The towers might not be doing this based on the phone's prl. They might be doing it based on ESN. Sprint most definitly has these numbers clearly defined and seperated for VM phones.
 
My old roommate that I lived with for many years has Sprint (and at one time we both had the Intercept. His with Sprint and mine with VM. My daughter has my Intercept now). We both always had the same connection speeds. Any time my 3G went out (which was seldom), his was out as well.

Also keep in mind that your speed tests to speedtest.net are not going to be indicative to what your speeds would be to anywhere else. The speed tests you do for speedtest.net simply show your connect speeds to their servers.

Yeah, actual download speeds are about 10% of your connectivity speeds.
 
Lately I've been pulling 1.5 to 2.2 megs and pinging 130-165 ms around my area in Hoffman Estates, IL at any given time...but in nearby Palatine, IL where I work, can't ping any better than 600-700 ms and pull an avg of maybe 200 kbps.
 
Lately I've been pulling 1.5 to 2.2 megs and pinging 130-165 ms around my area in Hoffman Estates, IL at any given time...but in nearby Palatine, IL where I work, can't ping any better than 600-700 ms and pull an avg of maybe 200 kbps.

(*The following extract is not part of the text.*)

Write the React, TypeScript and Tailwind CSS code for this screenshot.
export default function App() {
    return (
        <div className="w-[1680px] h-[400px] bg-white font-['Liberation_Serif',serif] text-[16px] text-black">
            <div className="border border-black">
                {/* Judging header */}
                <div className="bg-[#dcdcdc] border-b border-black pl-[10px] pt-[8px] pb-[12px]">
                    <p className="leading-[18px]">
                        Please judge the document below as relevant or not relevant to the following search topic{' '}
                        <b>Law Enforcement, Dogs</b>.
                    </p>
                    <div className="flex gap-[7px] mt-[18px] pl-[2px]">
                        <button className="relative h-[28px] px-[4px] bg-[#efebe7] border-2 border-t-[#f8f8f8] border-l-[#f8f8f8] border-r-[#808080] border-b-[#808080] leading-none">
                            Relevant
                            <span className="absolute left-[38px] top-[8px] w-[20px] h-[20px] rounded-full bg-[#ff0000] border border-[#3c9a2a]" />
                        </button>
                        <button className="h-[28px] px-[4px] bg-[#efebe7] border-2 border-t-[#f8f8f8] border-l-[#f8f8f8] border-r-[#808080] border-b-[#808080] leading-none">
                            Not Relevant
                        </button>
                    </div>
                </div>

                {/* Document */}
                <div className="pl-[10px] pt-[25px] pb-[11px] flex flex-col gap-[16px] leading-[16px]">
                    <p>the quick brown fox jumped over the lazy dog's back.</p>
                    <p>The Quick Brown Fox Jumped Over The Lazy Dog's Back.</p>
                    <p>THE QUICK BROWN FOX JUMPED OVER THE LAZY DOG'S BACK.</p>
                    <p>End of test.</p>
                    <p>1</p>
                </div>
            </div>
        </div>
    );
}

Location, location, location.
 
Here's MHO. Though I don't think VM is throttled, I do think that Sprint Customers are given priority. What this means to me is that if a tower is congested, the network customers get more allocated bandwidth. If they aren't then you get the standard fair (.8-2 Mbps). I have no real basis for this opinion mind you, just my minimally educated guess.

I once started a thread on another forum to investigate this idea. No one was ever able to turn up anything from a reliable source to substantiate this. People offered all kinds of guesses and logic puzzles, but never found a single press release, engineering document, 10-K statement, FCC filing, state PUC filing or anything else that proved or even hinted that Sprint prioritizes traffic by brand.

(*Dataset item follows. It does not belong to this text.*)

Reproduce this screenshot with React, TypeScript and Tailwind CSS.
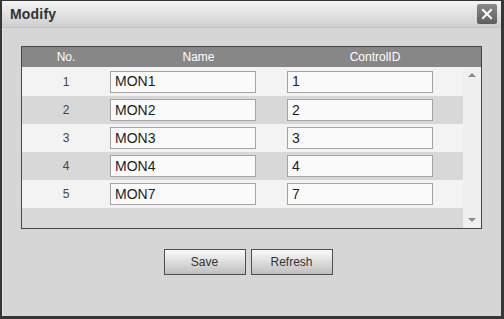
import React from "react";

const rows = [
  { no: 1, name: "MON1", id: "1" },
  { no: 2, name: "MON2", id: "2" },
  { no: 3, name: "MON3", id: "3" },
  { no: 4, name: "MON4", id: "4" },
  { no: 5, name: "MON7", id: "7" },
];

export default function App() {
  return (
    <div className="w-[504px] h-[319px] box-border border-l-2 border-t border-r-[3px] border-b-[3px] border-[#363636] bg-[#d6d6d6] flex flex-col font-['Liberation_Sans',Arial,sans-serif] overflow-hidden">
      <div className="h-[27px] flex items-center justify-between pl-[8px] pr-[4px] bg-gradient-to-b from-[#f4f4f4] to-[#cfcfcf] border-b border-[#c4c4c4]">
        <span className="text-[14px] font-bold text-[#333] tracking-[0.2px]">Modify</span>
        <div className="w-[20px] h-[20px] rounded-[2px] bg-gradient-to-b from-[#8a8a8a] to-[#5e5e5e] flex items-center justify-center">
          <svg width="12" height="12" viewBox="0 0 12 12">
            <path d="M2 2 L10 10 M10 2 L2 10" stroke="#ffffff" strokeWidth="2" strokeLinecap="square" />
          </svg>
        </div>
      </div>
      <div className="flex-1 flex flex-col border-l border-[#e6e6e6] pl-[18px] pt-[18px]">
        <div className="w-[461px] h-[183px] border border-[#474747] bg-[#d8d8d8] flex flex-col">
          <div className="h-[20px] flex bg-[#878787] text-white text-[12px] items-center">
            <div className="w-[88px] text-center">No.</div>
            <div className="w-[177px] text-center">Name</div>
            <div className="w-[176px] text-center">ControlID</div>
          </div>
          <div className="flex flex-1">
            <div className="w-[441px] flex flex-col">
              {rows.map((r, i) => (
                <div
                  key={r.no}
                  className={`flex items-center ${i % 2 === 0 ? "bg-[#f3f3f3]" : "bg-[#d8d8d8]"} ${i === 0 ? "h-[29px]" : "h-[28px]"}`}
                >
                  <div className="w-[88px] text-center text-[12px] text-[#444]">{r.no}</div>
                  <div className="w-[177px]">
                    <div className="w-[146px] h-[22px] border border-[#a3a3a3] bg-[#fafafa] text-[14px] text-[#1e1e1e] pl-[4px] flex items-center">
                      {r.name}
                    </div>
                  </div>
                  <div className="w-[176px]">
                    <div className="w-[146px] h-[22px] border border-[#a3a3a3] bg-[#fafafa] text-[14px] text-[#1e1e1e] pl-[4px] flex items-center">
                      {r.id}
                    </div>
                  </div>
                </div>
              ))}
            </div>
            <div className="w-[18px] bg-[#f0f0f0] flex flex-col justify-between items-center py-[5px]">
              <svg width="8" height="5" viewBox="0 0 8 5">
                <path d="M0 5 L4 1 L8 5 Z" fill="#8c8c8c" />
              </svg>
              <svg width="8" height="5" viewBox="0 0 8 5">
                <path d="M0 0 L4 4 L8 0 Z" fill="#8c8c8c" />
              </svg>
            </div>
          </div>
        </div>
        <div className="flex justify-center gap-[5px] mt-[20px] pr-[26px]">
          <button className="w-[82px] h-[26px] border border-[#4e4e4e] bg-gradient-to-b from-[#fbfbfb] to-[#bfbfbf] text-[12px] text-[#333]">
            Save
          </button>
          <button className="w-[82px] h-[26px] border border-[#4e4e4e] bg-gradient-to-b from-[#fbfbfb] to-[#bfbfbf] text-[12px] text-[#333]">
            Refresh
          </button>
        </div>
      </div>
    </div>
  );
}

You are too focused on the air interface - that is only one network component that contributes to overall throughput. The data has any number of opportunities to get slowed down as it goes from handset to wireless tower antenna to land-line back haul network to data center to public Internet and back.
 
I once started a thread on another forum to investigate this idea. No one was ever able to turn up anything from a reliable source to substantiate this. People offered all kinds of guesses and logic puzzles, but never found a single press release, engineering document, 10-K statement, FCC filing, state PUC filing or anything else that proved or even hinted that Sprint prioritizes traffic by brand.

You are too focused on the air interface - that is only one network component that contributes to overall throughput. The data has any number of opportunities to get slowed down as it goes from handset to wireless tower antenna to land-line back haul network to data center to public Internet and back.


agreed deff a long process and travel.